What analysts now predict is an adverse international reaction to any major Israeli operation in Gaza, if the situation will continue to escalate into open confrontation, with mass casualties on both sides. World opinion will not tolerate an Israeli offensive into the crowded refugee camps, which Hamas has turned into a heavily bunkered defense. But Israeli officials warn, that should Palestinian missiles and mortars continue to rain on Israeli settlements and with suicide bombers running riot, there will not remain an alternative, but mount a major offensive into the Gaza strip. While the entire re-occupation of the Strip seems out of context, a limited Israeli controlled cordon sanitaire in the northern part, which was populated by former Israeli settlements, could be established again in order to place Palestinian rockets out of range from major strategic targets in the Ashkelon area. In fact, according to the 1994 Gaza-Jericho agreement a special paragraph depicted security arrangements of this kind within a security perimeter delimited by both sides. Meanwhile, the army is preparing, and on a scale that some liken to the preparations preceding the first Lebanon War in 1982. In Israel, such preparations tend to be self-fulfilling prophecies.
Analysts find it extremely difficult to decipher the logic that guided these latest actions by a Hamas led government last week. On the face, the responsibility lies with Prime Minister Ismail Haniyeh’s Hamas government, which is unable to exert any function over the rival factions and warlords. Some analysts in Gaza believe that Hamas’ decision to fire Qassam rockets at Israel on Independence Day was an attempt to make the Palestinian public forget the movement’s failure to restore order in the streets of the Strip.
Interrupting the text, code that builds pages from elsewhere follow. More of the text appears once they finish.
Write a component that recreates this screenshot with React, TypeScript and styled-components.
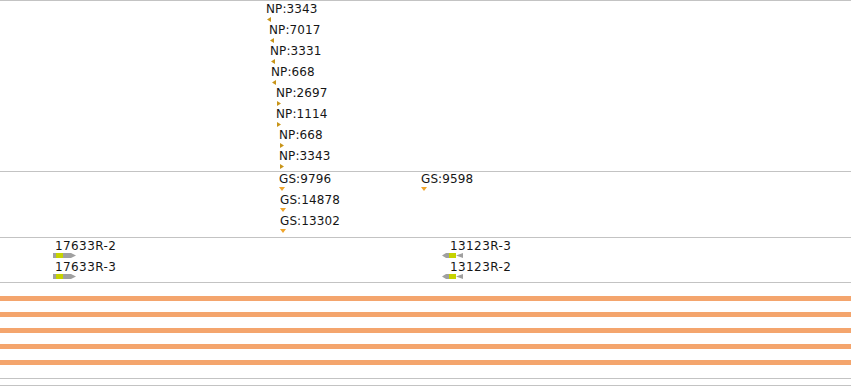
import React from 'react';
import styled, { createGlobalStyle } from 'styled-components';

const GlobalStyle = createGlobalStyle`
  html, body { margin: 0; padding: 0; background: #ffffff; }
  body {
    font-family: "DejaVu Sans", "Liberation Sans", sans-serif;
    font-size: 12px;
    color: #161616;
  }
`;

const Browser = styled.div`
  width: 851px;
  height: 386px;
  display: flex;
  flex-direction: column;
  overflow: hidden;
`;

const Track = styled.div<{ $height: number }>`
  position: relative;
  box-sizing: border-box;
  flex: none;
  height: ${p => p.$height}px;
  border-top: 1px solid #c3c3c3;
`;

const PileupTrack = styled(Track)`
  display: flex;
  flex-direction: column;
  gap: 11px;
  padding-top: 13px;
`;

const Band = styled.div`
  height: 5px;
  background: #f4a56d;
`;

const Feature = styled.div<{ $x: number; $y: number }>`
  position: absolute;
  left: ${p => p.$x}px;
  top: ${p => p.$y}px;
  display: flex;
  flex-direction: column;
  align-items: flex-start;
`;

const Label = styled.span<{ $indent: number; $spacing?: number }>`
  display: block;
  height: 14px;
  line-height: 14px;
  white-space: nowrap;
  margin-left: ${p => p.$indent}px;
  letter-spacing: ${p => p.$spacing ?? 0}px;
`;

const Marker = styled.svg<{ $shift: number; $gap: number }>`
  display: block;
  flex: none;
  margin-left: ${p => p.$shift}px;
  margin-top: ${p => p.$gap}px;
`;

type Dir = 'left' | 'right';

const Pointer: React.FC<{ dir: Dir }> = ({ dir }) => (
  <Marker $shift={1} $gap={1} width={4} height={5} viewBox="0 0 4 5">
    <polygon points={dir === 'left' ? '4,0 4,5 0,2.5' : '0,0 0,5 4,2.5'} fill="#c8951a" />
  </Marker>
);

const DownPointer: React.FC = () => (
  <Marker $shift={0} $gap={1} width={6} height={4} viewBox="0 0 6 4">
    <polygon points="0,0 6,0 3,4" fill="#f0a52c" />
  </Marker>
);

const ForwardGene: React.FC = () => (
  <Marker $shift={0} $gap={0} width={23} height={5} viewBox="0 0 23 5">
    <polygon points="0,0 18,0 23,2.5 18,5 0,5" fill="#a0a0a0" />
    <rect x={3} y={0} width={7} height={5} fill="#c6d300" />
  </Marker>
);

const ReverseGene: React.FC = () => (
  <Marker $shift={0} $gap={0} width={21} height={5} viewBox="0 0 21 5">
    <polygon points="0,2.5 4,0 7,0 7,5 4,5" fill="#a0a0a0" />
    <rect x={7} y={0} width={7} height={5} fill="#c6d300" />
    <polygon points="14,2.5 21,0 21,5" fill="#a0a0a0" />
  </Marker>
);

const npFeatures: { label: string; x: number; dir: Dir }[] = [
  { label: 'NP:3343', x: 266, dir: 'left' },
  { label: 'NP:7017', x: 269, dir: 'left' },
  { label: 'NP:3331', x: 270, dir: 'left' },
  { label: 'NP:668', x: 271, dir: 'left' },
  { label: 'NP:2697', x: 276, dir: 'right' },
  { label: 'NP:1114', x: 276, dir: 'right' },
  { label: 'NP:668', x: 279, dir: 'right' },
  { label: 'NP:3343', x: 279, dir: 'right' },
];

const gsFeatures = [
  { label: 'GS:9796', x: 279, y: 0 },
  { label: 'GS:14878', x: 280, y: 21 },
  { label: 'GS:13302', x: 280, y: 42 },
  { label: 'GS:9598', x: 421, y: 0 },
];

const genes = [
  { label: '17633R-2', x: 53, y: 1, strand: '+' },
  { label: '17633R-3', x: 53, y: 22, strand: '+' },
  { label: '13123R-3', x: 442, y: 1, strand: '-' },
  { label: '13123R-2', x: 442, y: 22, strand: '-' },
];

export default function App() {
  return (
    <>
      <GlobalStyle />
      <Browser>
        <Track $height={171}>
          {npFeatures.map((f, i) => (
            <Feature key={i} $x={f.x} $y={1 + i * 21}>
              <Label $indent={0} $spacing={0.1}>{f.label}</Label>
              <Pointer dir={f.dir} />
            </Feature>
          ))}
        </Track>
        <Track $height={66}>
          {gsFeatures.map((f, i) => (
            <Feature key={i} $x={f.x} $y={f.y}>
              <Label $indent={0} $spacing={0.1}>{f.label}</Label>
              <DownPointer />
            </Feature>
          ))}
        </Track>
        <Track $height={45}>
          {genes.map((g, i) => (
            <Feature key={i} $x={g.x} $y={g.y}>
              <Label $indent={g.strand === '+' ? 2 : 8} $spacing={0.4}>{g.label}</Label>
              {g.strand === '+' ? <ForwardGene /> : <ReverseGene />}
            </Feature>
          ))}
        </Track>
        <PileupTrack $height={96}>
          <Band />
          <Band />
          <Band />
          <Band />
          <Band />
        </PileupTrack>
        <Track $height={7} />
        <Track $height={1} />
      </Browser>
    </>
  );
}
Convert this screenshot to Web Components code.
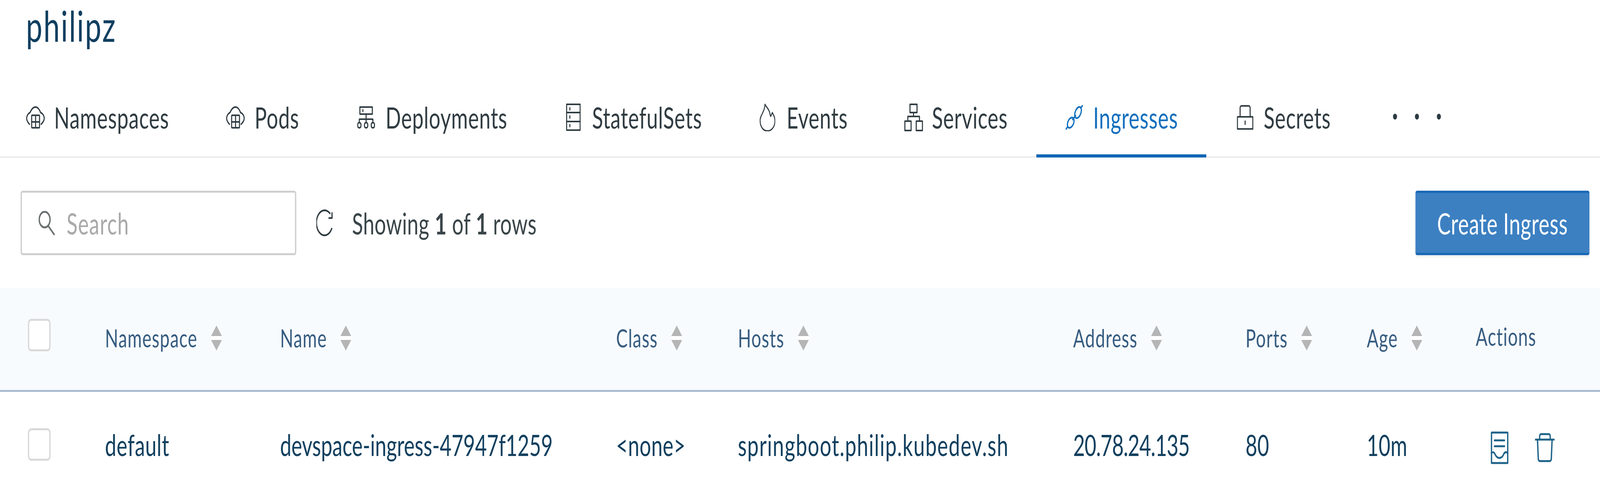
<!DOCTYPE html>
<html lang="en">
<head>
<meta charset="utf-8">
<title>philipz - Ingresses</title>
<style>
  html, body { margin: 0; background: #fff; overflow: hidden; }
  body { height: 1254px; font-family: Lato, "Open Sans", "Liberation Sans", sans-serif; }
</style>
</head>
<body>
<kube-page>
  <page-title slot="title">philipz</page-title>
  <kube-tabs slot="tabs">
    <kube-tab icon="pod" w="739" gap="34">Namespaces</kube-tab>
    <kube-tab icon="pod" w="485" gap="36">Pods</kube-tab>
    <kube-tab icon="deploy" w="772" gap="39">Deployments</kube-tab>
    <kube-tab icon="stateful" w="715" gap="42">StatefulSets</kube-tab>
    <kube-tab icon="flame" w="535" gap="42">Events</kube-tab>
    <kube-tab icon="service" w="596" gap="33">Services</kube-tab>
    <kube-tab icon="link" w="633" gap="38" active>Ingresses</kube-tab>
    <kube-tab icon="lock" w="577" gap="38">Secrets</kube-tab>
    <tab-more></tab-more>
  </kube-tabs>
  <kube-toolbar slot="toolbar"></kube-toolbar>
  <kube-table slot="table"></kube-table>
</kube-page>
<script>
// icon markup with its own viewBox size, traced from the reference
const ICONS = {
  pod: [70, 57, 4, '<path d="M13 46C5 40 1 33 3 28c1-5 6-10 12-12C20 8 27 2 35 2s15 6 19 14c7 2 12 7 13 12 2 5-2 12-11 18"/><rect x="21" y="23" width="29" height="32" rx="2"/><path d="M21 40h29M35.500 23v32"/>'],
  deploy: [66, 57, 4, '<rect x="10" y="2" width="46" height="18"/><path d="M21 9v4M33 20v13M8 42v-9h50v9M33 33v9"/><rect x="2" y="42" width="12" height="13" rx="5"/><rect x="27" y="42" width="12" height="13" rx="5"/><rect x="52" y="42" width="12" height="13" rx="5"/>'],
  stateful: [54, 70, 4, '<rect x="2" y="2" width="50" height="66"/><path d="M2 23h50M2 46h50M14 11v5M14 32v5M14 54v5"/>'],
  flame: [58, 71, 3.500, '<path d="M20 2c4 6 16 13 18 23 1 4 2 6 3 8 2-2 4-6 6-10 6 7 10 14 10 21 0 16-13 26-28 26S2 60 2 43C2 30 20 20 20 2z"/>'],
  service: [69, 71, 4, '<rect x="21" y="2" width="26" height="21"/><path d="M34 23v10M13 45V33h43v12"/><rect x="2" y="45" width="23" height="24"/><rect x="44" y="45" width="23" height="24"/>'],
  link: [64, 63, 4.500, '<ellipse cx="46" cy="19" rx="10" ry="16" transform="rotate(35 46 19)"/><ellipse cx="19" cy="45" rx="10" ry="15" transform="rotate(40 19 45)"/><path d="M63 1l-7 6M1 62l6-6M26 37l11-10"/>'],
  lock: [61, 63, 4, '<rect x="2" y="30" width="57" height="31"/><path d="M12 30V7a5 5 0 0 1 5-5h27a5 5 0 0 1 5 5v23M30.500 41v8"/>'],
  search: [61, 62, 5, '<circle cx="23" cy="22" r="20"/><path d="M36 38l22 22"/>'],
  refresh: [64, 69, 4.500, '<path d="M57 49A30 32 0 1 1 50 10"/><path d="M58 9v13H47"/>'],
  doc: [66, 84, 5, '<rect x="3" y="3" width="60" height="78" rx="1"/><path d="M14 23h37M14 38h37M3 55c6-3 9-2 12 2 5 8 11 11 17 11s13-3 17-11c3-4 7-5 14-2"/>'],
  trash: [74, 75, 5, '<path d="M3 17h68M18 17V8a5 5 0 0 1 5-5h29a5 5 0 0 1 5 5v9M10 17l3 50a6 6 0 0 0 6 5h36a6 6 0 0 0 6-5l3-50"/>']
};

function svgIcon(name) {
  const [w, h, sw, body] = ICONS[name];
  return `<svg xmlns="http://www.w3.org/2000/svg" width="${w}" height="${h}" viewBox="0 0 ${w} ${h}" fill="none" stroke="currentColor" stroke-width="${sw}" stroke-linecap="round" stroke-linejoin="round">${body}</svg>`;
}

class KubePage extends HTMLElement {
  constructor() {
    super();
    this.attachShadow({ mode: "open" }).innerHTML = `
      <style>
        :host { display: block; width: 5913px; height: 1254px; background: #fff; overflow: hidden; color: #12405f; transform-origin: 0 0; }
        .head { height: 196px; padding-left: 96px; box-sizing: border-box; }
      </style>
      <div class="head"><slot name="title"></slot></div>
      <slot name="tabs"></slot>
      <slot name="toolbar"></slot>
      <slot name="table"></slot>`;
  }
  connectedCallback() {
    // the browser window can be narrower than the 5913 design width, so squeeze it to fit
    const k = Math.min(1, window.innerWidth / 5913);
    this.style.transform = `scaleX(${k})`;
  }
}

class PageTitle extends HTMLElement {
  constructor() {
    super();
    this.attachShadow({ mode: "open" }).innerHTML = `
      <style>
        :host { display: block; font-size: 108px; line-height: 130px; letter-spacing: 4px; color: #0f3f60; padding-top: 0; }
      </style><slot></slot>`;
  }
}

class KubeTabs extends HTMLElement {
  constructor() {
    super();
    this.attachShadow({ mode: "open" }).innerHTML = `
      <style>
        :host { display: flex; height: 208px; box-sizing: border-box; border-bottom: 4px solid #ececec; padding-left: 96px; align-items: stretch; }
      </style><slot></slot>`;
  }
}

class KubeTab extends HTMLElement {
  constructor() {
    super();
    const active = this.hasAttribute("active");
    this.attachShadow({ mode: "open" }).innerHTML = `
      <style>
        :host { display: flex; flex: none; width: ${this.getAttribute("w")}px; box-sizing: border-box; position: relative; align-items: center; gap: ${this.getAttribute("gap")}px; color: ${active ? "#1570bd" : "#303c42"}; font-size: 75px; letter-spacing: 1.100px; padding-top: 4px; }
        svg { flex: none; }
        :host([active])::after { content: ""; position: absolute; left: -108px; right: 113px; bottom: -3px; height: 8px; background: #0f66b5; }
      </style>
      ${svgIcon(this.getAttribute("icon"))}<span><slot></slot></span>`;
  }
}

class TabMore extends HTMLElement {
  constructor() {
    super();
    this.attachShadow({ mode: "open" }).innerHTML = `
      <style>
        :host { display: flex; gap: 66px; align-items: center; padding: 0 0 0 0; }
        i { width: 15px; height: 15px; border-radius: 50%; background: #2c3a42; }
      </style><i></i><i></i><i></i>`;
  }
}

class KubeToolbar extends HTMLElement {
  constructor() {
    super();
    this.attachShadow({ mode: "open" }).innerHTML = `
      <style>
        :host { display: flex; align-items: center; height: 333px; box-sizing: border-box; padding: 0 39px 0 76px; }
        .search { width: 1019px; height: 165px; box-sizing: border-box; border: 5px solid #cfcfcf; border-radius: 8px; display: flex; align-items: center; gap: 43px; padding-left: 61px; color: #6a6f70; }
        .search span { color: #a9a9a9; font-size: 75px; letter-spacing: 1.800px; }
        .refresh { margin-left: 74px; color: #2f3b40; display: flex; }
        .status { margin-left: 68px; font-size: 75px; letter-spacing: 0.600px; color: #3a4549; }
        b { font-weight: 700; }
        button { margin-left: auto; width: 643px; height: 165px; background: #3c80c2; color: #fff; border: 0; border-top: 6px solid #1a69b6; border-bottom: 6px solid #1a69b6; border-radius: 6px; box-shadow: 0 6px 4px #f3f3f0; font: inherit; font-size: 75px; letter-spacing: 1px; padding: 0; }
      </style>
      <div class="search">${svgIcon("search")}<span>Search</span></div>
      <div class="refresh">${svgIcon("refresh")}</div>
      <div class="status">Showing <b>1</b> of <b>1</b> rows</div>
      <button>Create Ingress</button>`;
  }
}

class SortArrows extends HTMLElement {
  constructor() {
    super();
    this.attachShadow({ mode: "open" }).innerHTML = `
      <style>
        :host { display: inline-flex; flex-direction: column; margin-left: 50px; }
        i { display: block; width: 0; height: 0; border-left: 20px solid transparent; border-right: 20px solid transparent; }
        .u { border-bottom: 27px solid #b5b5b5; }
        .d { border-top: 27px solid #b5b5b5; }
        .m { height: 10px; background: #fff; }
      </style><i class="u"></i><div class="m"></div><i class="d"></i>`;
  }
}

class KubeTable extends HTMLElement {
  constructor() {
    super();
    const cols = "313px 647px 1242px 450px 1239px 637px 448px 403px 1fr";
    const head = [["Namespace", 1], ["Name", 1], ["Class", 1], ["Hosts", 1], ["Address", 1], ["Ports", 1], ["Age", 1], ["Actions", 0]];
    // letter spacing is per cell: the font is not the reference's, so the widths need nudging
    const cells = [["default", 1], ["devspace-ingress-47947f1259", 0], ["<none>", 0.6], ["springboot.philip.kubedev.sh", 2.200], ["20.78.24.135", -1.200], ["80", 0], ["10m", 0.400]];
    const esc = s => s.replace(/</g, "&lt;").replace(/>/g, "&gt;");
    this.attachShadow({ mode: "open" }).innerHTML = `
      <style>
        :host { display: block; }
        .row { display: grid; grid-template-columns: ${cols}; align-items: center; padding-left: 75px; box-sizing: border-box; }
        .hd { height: 266px; padding-bottom: 6px; background: #f8fbfe; border-bottom: 5px solid #a9bbd0; color: #365c80; font-size: 64px; letter-spacing: 1.800px; }
        .bd { height: 251px; padding-top: 18px; font-size: 75px; color: #12405f; }
        .box { width: 84px; height: 83px; margin-left: 28px; box-sizing: border-box; border: 5px solid #d9d9d9; border-radius: 12px; background: #fff; }
        .hd .box { margin-bottom: 14px; }
        .cell { display: flex; align-items: center; white-space: nowrap; }
        .hd .cell:last-child { padding-bottom: 9px; }
        .acts { display: flex; align-items: center; gap: 97px; color: #1f6389; padding-left: 55px; margin-top: 16px; }
      </style>
      <div class="row hd">
        <div class="box"></div>
        ${head.map(h => `<div class="cell">${h[0]}${h[1] ? "<sort-arrows></sort-arrows>" : ""}</div>`).join("")}
      </div>
      <div class="row bd">
        <div class="box"></div>
        ${cells.map(c => `<div class="cell" style="letter-spacing:${c[1]}px">${esc(c[0])}</div>`).join("")}
        <div class="acts">${svgIcon("doc")}${svgIcon("trash")}</div>
      </div>`;
  }
}

customElements.define("kube-page", KubePage);
customElements.define("page-title", PageTitle);
customElements.define("kube-tabs", KubeTabs);
customElements.define("kube-tab", KubeTab);
customElements.define("tab-more", TabMore);
customElements.define("kube-toolbar", KubeToolbar);
customElements.define("sort-arrows", SortArrows);
customElements.define("kube-table", KubeTable);
</script>
</body>
</html>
Nor is the IDF sitting idely by watching the Gaza Strip turning into a huge military potential arsenal on its very threshold. For its part, Israel is clearly preparing for the possibility of war, redoubling infantry and armor maneuvers, as well as holding a nearly-unprecedented national civil defense exercise several weeks ago. IDF Chief of Staff Lt. Gen. Gabi Ashkenazy has made it plain that Israel should be prepared to root out terror in Gaza and that he, personally, is unsatisfied with the results of last summer’s combat in Lebanon, which will not be repeated here.